| Data listing |
>> Start

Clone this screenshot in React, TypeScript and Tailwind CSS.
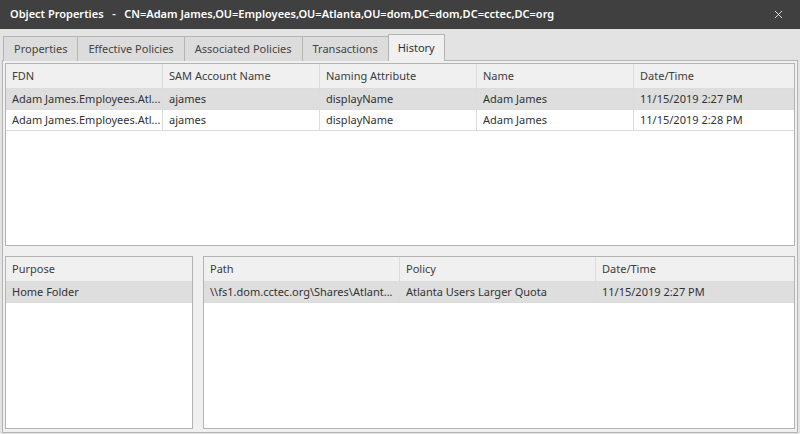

>> End
>> Start

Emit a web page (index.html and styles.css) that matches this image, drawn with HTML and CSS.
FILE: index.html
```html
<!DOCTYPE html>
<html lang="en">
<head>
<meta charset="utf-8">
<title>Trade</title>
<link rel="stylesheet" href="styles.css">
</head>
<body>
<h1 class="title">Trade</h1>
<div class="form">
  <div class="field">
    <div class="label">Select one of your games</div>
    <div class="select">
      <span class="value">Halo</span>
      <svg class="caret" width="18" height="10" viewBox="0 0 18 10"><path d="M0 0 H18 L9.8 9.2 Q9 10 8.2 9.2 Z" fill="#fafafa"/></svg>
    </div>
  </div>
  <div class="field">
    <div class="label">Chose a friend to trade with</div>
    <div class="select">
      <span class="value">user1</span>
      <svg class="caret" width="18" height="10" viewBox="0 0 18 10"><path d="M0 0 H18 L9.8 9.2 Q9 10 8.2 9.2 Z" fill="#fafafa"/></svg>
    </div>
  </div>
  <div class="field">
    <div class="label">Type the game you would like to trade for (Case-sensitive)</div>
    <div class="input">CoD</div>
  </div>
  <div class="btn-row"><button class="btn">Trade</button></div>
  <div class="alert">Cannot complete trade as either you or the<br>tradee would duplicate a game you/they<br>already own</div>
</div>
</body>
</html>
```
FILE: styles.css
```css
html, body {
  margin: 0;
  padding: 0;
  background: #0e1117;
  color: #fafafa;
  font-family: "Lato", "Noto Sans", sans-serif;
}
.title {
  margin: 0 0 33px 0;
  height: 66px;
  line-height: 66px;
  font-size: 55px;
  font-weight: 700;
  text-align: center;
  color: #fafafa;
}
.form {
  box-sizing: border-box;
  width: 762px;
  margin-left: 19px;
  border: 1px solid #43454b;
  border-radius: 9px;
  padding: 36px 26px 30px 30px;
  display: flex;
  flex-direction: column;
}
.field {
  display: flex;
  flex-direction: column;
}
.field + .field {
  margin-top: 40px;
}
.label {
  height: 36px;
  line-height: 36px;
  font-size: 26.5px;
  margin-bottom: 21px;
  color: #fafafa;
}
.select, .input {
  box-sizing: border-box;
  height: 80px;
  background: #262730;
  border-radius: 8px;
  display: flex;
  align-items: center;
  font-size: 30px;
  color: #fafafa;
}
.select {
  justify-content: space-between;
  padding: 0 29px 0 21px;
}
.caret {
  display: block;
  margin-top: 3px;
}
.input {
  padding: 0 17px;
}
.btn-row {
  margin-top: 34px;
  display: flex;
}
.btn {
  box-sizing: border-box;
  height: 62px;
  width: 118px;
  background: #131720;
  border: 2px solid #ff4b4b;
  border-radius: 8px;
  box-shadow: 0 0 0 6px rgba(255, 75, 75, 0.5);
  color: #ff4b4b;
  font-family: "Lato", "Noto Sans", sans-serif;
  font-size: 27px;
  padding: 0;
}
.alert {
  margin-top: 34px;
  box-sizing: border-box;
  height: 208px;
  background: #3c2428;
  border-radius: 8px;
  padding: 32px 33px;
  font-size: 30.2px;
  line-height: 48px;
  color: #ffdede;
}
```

>> End

| Given instruction |
Check the records above line by line and tally those holding the string "index". Answer with the number only.

| Completed task |
2